All five steps are important in number theory and in mathematics. More generally, the scientific method always involves at least the first four steps. Be wary of any purported “scientist” who claims to have “proved” something using only the first three. Given any collection of data, it’s generally not too difficult to devise numerous explanations. The true test of a scientific theory is its ability to predict the outcome of experiments that have not yet taken place. In other words, a scientific theory only becomes plausible when it has been tested against new data. This is true of all real science. In mathematics one requires the further step of a proof, that is, a logical sequence of assertions, starting from known facts and ending at the desired statement.

Exercises

1.1. The first two numbers that are both squares and triangles are 1 and 36. Find the next one and, if possible, the one after that. Can you figure out an efficient way to find triangular–square numbers? Do you think that there are infinitely many?
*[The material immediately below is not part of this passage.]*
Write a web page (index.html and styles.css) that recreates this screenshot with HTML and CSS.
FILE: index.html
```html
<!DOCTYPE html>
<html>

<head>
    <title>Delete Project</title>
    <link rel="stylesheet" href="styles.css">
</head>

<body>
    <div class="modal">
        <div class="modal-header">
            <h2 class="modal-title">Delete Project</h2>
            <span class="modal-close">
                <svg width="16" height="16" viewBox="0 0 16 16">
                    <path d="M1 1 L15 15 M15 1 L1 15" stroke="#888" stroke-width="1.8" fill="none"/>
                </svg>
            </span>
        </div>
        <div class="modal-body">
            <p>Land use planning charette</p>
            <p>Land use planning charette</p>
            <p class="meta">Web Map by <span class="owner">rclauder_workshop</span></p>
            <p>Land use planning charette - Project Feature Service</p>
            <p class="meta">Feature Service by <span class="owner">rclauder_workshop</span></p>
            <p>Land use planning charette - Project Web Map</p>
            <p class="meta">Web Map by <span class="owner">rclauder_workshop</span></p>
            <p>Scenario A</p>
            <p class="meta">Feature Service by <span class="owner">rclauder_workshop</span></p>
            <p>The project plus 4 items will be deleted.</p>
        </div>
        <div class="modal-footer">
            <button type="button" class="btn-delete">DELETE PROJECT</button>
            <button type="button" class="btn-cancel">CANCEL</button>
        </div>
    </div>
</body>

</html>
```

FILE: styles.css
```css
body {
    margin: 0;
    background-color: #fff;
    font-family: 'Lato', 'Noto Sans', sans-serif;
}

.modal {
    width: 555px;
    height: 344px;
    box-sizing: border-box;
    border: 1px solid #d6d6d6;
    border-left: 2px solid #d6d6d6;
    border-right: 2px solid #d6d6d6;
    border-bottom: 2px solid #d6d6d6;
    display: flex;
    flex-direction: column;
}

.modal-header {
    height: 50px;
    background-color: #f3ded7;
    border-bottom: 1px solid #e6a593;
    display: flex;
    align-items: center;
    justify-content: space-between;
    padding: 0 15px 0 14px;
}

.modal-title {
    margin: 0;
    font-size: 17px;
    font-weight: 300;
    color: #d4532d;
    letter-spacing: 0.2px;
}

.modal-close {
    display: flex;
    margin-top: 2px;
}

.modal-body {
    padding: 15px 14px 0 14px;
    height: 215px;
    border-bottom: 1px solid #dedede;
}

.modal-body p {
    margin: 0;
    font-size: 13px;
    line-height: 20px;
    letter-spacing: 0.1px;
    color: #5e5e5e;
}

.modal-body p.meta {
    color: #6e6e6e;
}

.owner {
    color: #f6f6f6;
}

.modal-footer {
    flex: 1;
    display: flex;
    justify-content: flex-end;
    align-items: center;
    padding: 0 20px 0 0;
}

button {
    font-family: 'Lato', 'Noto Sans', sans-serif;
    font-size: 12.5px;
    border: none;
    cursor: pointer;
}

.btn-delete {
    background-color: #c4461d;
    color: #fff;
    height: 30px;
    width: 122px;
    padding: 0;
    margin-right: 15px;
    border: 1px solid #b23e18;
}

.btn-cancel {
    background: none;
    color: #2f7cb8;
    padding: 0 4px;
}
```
1.2. Try adding up the first few odd numbers and see if the numbers you get satisfy some sort of pattern. Once you find the pattern, express it as a formula. Give a geometric verification that your formula is correct.

1.3. The consecutive odd numbers 3, 5, and 7 are all primes. Are there infinitely many such “prime triplets”? That is, are there infinitely many prime numbers p such that p + 2 and p + 4 are also primes?

1.4 It is generally believed that infinitely many primes have the form , although no one knows for sure.

  1. a) Do you think that there are infinitely many primes of the form Nsquared – 1?
  2. b) Do you think that there are infinitely many primes of the form Nsquared -2?
  3. c) How about of the form Nsquared -3? How about Nsquared – 4?
  4. d) Which values of a do you think give infinitely many primes of the form Nsquared – a?

1.5. The following two lines indicate another way to derive the formula for the sum of the first n integers by rearranging the terms in the sum. Fill in the details.

1 + 2 + 3 + · · · + n = (1 + n) + (2 + (n − 1)) + (3 + (n − 2)) + · · · = (1+n)+(1+n)+(1+n)+··· .

How many copies of n + 1 are in there in the second line? You may need to consider the cases of odd n and even n separately. If that’s not clear, first try writing it out explicitly for n = 6 and n = 7.

1.6. For each of the following statements, fill in the blank with an easy-to-check crite- rion:

(a) M is a triangular number if and only if is an odd square.

(b) N is an odd square if and only if is a triangular number.

(c) Prove that your criteria in (a) and (b) are correct.

Euclidean postscript

After our Socratic Seminar on Euclid’s Postulates, we read this essay by Doug Muder – a selection from his larger text “The Unreasonable Influence of Geometry.”  The essay asserts an argument about the impact of Euclid’s ideas – that the impact went far beyond the field of mathematics.  In class, students were asked to read, discuss, and debate his essay.  As a culminating step, students were asked to write a cogent paragraph evaluating his assertions.  The author asserts that Euclid, in part, made “self-evident truths” the goal for all thinkers.  In doing so, it minimized the role of experience in knowing what is true.  Do you think this is true?  Is this definition/assumption/theorem structure the best way to know?  Write a paragraph to explain your point.  Use examples to support your argument.

Exploring the Tower of Hanoi

Today, we are exploring the nature of Math – In IB/ToK terminology, we’re considering the mathematical methods as well as the scope and applications of mathematical patterns. Today, you are going to do an individualized search for knowledge. For context, we’re using the mathematical scope of the solutions for the Tower of Hanoi.  Before we address the challenge, we first have to recognize the relationship between the number of disks and the fewest number of moves to solve the puzzle.  How could this relationship be explained mathematically?  Please discuss with others and then write the expression.  Have “n” represent the number of disks.

Here are some possibilities for your exploration.  As a way to tackle the challenge, consider first the solutions for the Tower of Hanoi.  How can there be multiple solutions?  Why are there so many solutions to the same problem?  What is the conceptual mathematical difference between an ‘answer’ and a ‘solution?’ Are all of these solutions equal?  Are they different?  How?  What makes a solution “best?”   Is a solution always true?

Since there are multiple solutions to the Tower of Hanoi puzzle, what does this multiplicity suggest about the nature of mathematics?  How is truth determined in mathematics?

Consider these graphical representations of the solutions.  What does this particular pattern suggest about the nature of this task?  Why does this shape emerge?  What factors have influenced the evolution of this shape?  What would the ‘solution’ look like for 100 discs?  What is a Sierpinski gasket?  What are its mathematical relatives?  How/when (if ever) are they found in nature?  Here’s a possibility – Conway’s game of life.  Read about it here.  Then, give it a shot.  What do you think about it as a model of the natural world?

How does the Tower of Hanoi help us know?  Consider the use of the Tower of London as a way to determine whether or not someone has limited executive function?  How does executive function (or lack thereof) influence learners?